EW capability gaps are not just technical; they are organizational. Two common problems appear in recent reviews:

  • Acquisition mismatch: procurement cycles and large platform programs can lag behind the pace of waveform and software change.
  • Organizational fragmentation: EW responsibilities are often divided among signal, intelligence, and fires communities leading to stove-piped capabilities.

Recent government and academic studies call for faster, software-enabled fielding models; they also recommend a joint approach that draws cyber, EW, and intelligence into single operational frameworks. The army-level acquisition changes and strategy updates published in 2025 reflect that direction.

Emerging technologies to watch

  1. Software-defined EW: Rapid reconfiguration of transmit/receive chains will let forces adapt in mission time. The surface area for cyber risk will grow as a result.
  2. Artificial intelligence: AI will accelerate signal classification, anomaly detection, and automated countermeasures; planners must vet AI decision loops for trust and safety in contested settings.
  3. Quantum-enabled sensing and communications: Early-stage work aims at quantum-resistant PNT and low-probability-of-intercept links. Practical deployment is still years away but research emphasizes the need to plan for quantum threats and opportunities.
  4. Space-based EW payloads: Satellite-mounted sensors and transmitters promise reach; they also raise legal and escalation risks that doctrine has yet to resolve.

Final operational guidance for planners

Treat EW as mission-critical. Include spectrum effects in every plan from the outset; do not relegate EW to a support checkbox late in planning. Invest in small, distributed EW nodes and in training that simulates contested-spectrum operations. Ensure architectures favor software upgrades so waveforms and countermeasures can evolve faster than procurement cycles.

Recent public strategies and program updates show services adopting these principles and moving investment into brigade-level and distributed EW capabilities. Adversaries remain active in both hard and soft forms of EW; expect jamming and spoofing to remain standard parts of the playbook in future conflicts.
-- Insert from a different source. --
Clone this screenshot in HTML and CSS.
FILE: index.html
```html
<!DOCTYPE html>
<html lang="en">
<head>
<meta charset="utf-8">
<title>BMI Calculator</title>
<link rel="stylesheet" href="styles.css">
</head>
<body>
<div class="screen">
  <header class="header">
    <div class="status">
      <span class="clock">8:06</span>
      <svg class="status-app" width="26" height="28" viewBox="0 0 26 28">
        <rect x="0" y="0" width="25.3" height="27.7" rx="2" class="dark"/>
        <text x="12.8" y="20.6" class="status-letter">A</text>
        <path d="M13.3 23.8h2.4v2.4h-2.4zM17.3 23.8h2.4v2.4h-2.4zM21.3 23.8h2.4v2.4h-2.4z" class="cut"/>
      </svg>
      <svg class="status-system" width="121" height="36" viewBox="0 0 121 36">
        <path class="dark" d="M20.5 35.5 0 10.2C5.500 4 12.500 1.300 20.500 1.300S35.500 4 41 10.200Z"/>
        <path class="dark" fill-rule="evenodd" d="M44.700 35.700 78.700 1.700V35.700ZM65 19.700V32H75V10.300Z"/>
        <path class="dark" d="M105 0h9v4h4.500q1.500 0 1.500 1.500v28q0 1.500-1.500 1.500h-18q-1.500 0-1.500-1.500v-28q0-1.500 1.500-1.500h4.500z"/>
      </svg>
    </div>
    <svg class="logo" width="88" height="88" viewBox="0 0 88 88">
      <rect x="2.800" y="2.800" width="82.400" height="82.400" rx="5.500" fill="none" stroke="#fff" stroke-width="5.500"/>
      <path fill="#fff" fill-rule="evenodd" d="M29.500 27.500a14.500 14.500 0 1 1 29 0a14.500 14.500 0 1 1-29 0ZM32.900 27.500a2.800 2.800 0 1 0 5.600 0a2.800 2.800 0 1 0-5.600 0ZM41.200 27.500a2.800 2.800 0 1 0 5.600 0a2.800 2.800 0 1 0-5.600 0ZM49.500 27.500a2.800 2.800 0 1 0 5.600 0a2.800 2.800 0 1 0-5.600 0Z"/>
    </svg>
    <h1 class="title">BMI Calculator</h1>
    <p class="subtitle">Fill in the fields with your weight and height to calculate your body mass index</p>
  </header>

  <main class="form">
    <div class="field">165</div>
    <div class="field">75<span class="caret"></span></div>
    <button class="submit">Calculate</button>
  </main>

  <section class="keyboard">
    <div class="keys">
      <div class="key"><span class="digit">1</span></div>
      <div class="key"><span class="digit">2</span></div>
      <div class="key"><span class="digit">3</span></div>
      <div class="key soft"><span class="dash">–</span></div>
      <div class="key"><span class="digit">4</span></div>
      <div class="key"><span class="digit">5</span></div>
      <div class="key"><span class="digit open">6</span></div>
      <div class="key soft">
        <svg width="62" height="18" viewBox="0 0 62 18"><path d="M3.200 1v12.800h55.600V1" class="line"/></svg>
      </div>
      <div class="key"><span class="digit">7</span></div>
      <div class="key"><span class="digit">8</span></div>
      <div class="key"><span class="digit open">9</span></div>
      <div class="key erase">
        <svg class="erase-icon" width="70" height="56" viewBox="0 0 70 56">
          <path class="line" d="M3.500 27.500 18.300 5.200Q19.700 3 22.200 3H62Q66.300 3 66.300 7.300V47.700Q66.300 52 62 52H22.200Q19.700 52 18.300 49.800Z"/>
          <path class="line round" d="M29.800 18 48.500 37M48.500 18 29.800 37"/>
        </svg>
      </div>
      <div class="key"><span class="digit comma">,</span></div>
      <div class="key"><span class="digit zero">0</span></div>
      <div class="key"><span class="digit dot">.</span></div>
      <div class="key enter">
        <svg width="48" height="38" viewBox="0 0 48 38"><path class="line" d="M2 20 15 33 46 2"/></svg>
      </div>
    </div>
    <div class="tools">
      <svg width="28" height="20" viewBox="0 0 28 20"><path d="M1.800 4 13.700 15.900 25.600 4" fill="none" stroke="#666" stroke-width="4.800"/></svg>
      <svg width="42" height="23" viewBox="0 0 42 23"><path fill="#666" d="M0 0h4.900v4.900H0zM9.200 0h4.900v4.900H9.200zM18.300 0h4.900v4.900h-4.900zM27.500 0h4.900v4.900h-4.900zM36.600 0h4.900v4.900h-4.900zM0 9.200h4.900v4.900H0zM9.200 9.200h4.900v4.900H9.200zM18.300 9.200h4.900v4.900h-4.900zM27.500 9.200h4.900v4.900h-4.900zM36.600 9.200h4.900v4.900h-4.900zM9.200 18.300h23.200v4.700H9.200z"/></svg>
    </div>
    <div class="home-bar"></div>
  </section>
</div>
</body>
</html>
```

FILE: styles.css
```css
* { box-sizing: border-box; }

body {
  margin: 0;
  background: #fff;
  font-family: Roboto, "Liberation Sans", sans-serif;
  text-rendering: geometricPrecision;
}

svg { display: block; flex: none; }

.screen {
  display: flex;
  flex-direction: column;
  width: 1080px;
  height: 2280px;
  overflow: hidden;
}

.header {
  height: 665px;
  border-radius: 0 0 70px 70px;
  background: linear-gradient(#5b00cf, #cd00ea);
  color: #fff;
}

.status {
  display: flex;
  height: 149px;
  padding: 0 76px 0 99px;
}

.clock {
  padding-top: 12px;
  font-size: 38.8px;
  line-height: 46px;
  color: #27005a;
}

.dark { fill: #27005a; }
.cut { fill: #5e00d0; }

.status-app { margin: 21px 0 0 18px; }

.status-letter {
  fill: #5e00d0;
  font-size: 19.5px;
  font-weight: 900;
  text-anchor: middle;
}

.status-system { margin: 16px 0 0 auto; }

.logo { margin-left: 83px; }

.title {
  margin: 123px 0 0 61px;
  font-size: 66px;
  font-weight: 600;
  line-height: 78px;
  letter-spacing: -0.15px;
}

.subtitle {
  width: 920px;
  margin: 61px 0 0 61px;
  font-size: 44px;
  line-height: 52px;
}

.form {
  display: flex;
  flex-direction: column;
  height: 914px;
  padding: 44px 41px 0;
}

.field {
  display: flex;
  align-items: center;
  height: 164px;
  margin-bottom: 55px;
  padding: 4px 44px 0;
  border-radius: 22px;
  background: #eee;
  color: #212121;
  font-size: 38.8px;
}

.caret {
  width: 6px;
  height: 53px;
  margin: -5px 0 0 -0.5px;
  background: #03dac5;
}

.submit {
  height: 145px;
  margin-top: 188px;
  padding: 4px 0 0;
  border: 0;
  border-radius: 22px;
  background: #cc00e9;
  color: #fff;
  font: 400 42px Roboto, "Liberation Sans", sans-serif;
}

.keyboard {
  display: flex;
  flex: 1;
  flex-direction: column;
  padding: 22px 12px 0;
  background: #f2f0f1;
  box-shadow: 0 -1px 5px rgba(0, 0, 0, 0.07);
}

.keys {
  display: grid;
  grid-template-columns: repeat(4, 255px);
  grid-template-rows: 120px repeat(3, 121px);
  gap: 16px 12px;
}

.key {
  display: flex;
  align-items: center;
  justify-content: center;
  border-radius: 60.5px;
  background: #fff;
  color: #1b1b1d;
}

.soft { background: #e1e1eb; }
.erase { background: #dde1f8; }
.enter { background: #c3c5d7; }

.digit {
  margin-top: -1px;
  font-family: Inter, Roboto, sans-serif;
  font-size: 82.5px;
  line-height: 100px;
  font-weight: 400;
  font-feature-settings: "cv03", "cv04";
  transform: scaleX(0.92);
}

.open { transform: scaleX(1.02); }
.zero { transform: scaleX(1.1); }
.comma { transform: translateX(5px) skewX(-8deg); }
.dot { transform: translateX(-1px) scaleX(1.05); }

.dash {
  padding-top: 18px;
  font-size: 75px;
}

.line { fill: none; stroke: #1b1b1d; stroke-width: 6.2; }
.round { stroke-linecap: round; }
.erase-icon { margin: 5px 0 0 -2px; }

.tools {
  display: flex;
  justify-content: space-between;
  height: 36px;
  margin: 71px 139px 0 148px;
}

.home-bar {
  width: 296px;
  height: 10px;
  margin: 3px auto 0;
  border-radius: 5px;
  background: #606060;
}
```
Frequently asked questions

What is electronic warfare?

  • Electronic warfare is the deliberate use and control of the electromagnetic spectrum to gain an operational advantage; it includes attacking enemy sensors, protecting friendly systems, and collecting signals for intelligence.

How does jamming differ from spoofing?

  • Jamming floods or masks a receiver with unwanted energy; spoofing sends falsified signals that look valid to the receiver, causing incorrect outputs such as wrong position or time.

Can commercial 5G networks be used for military communications?

  • Yes; 5G offers tactical benefits such as low latency and high bandwidth, but it also introduces supply-chain and cyber vulnerabilities that must be mitigated with security controls and careful vendor selection.

Why is cyber important to EW?

  • Modern EW systems are software-heavy and networked; cyber access can change waveform behavior, corrupt sensor data, or command radio hardware remotely, so cyber and EW operations increasingly operate together.

How do forces protect GPS?

  • By using anti-jam GNSS receivers, multi-sensor PNT, authenticated GNSS signals, and operational procedures that reduce GNSS reliance when possible.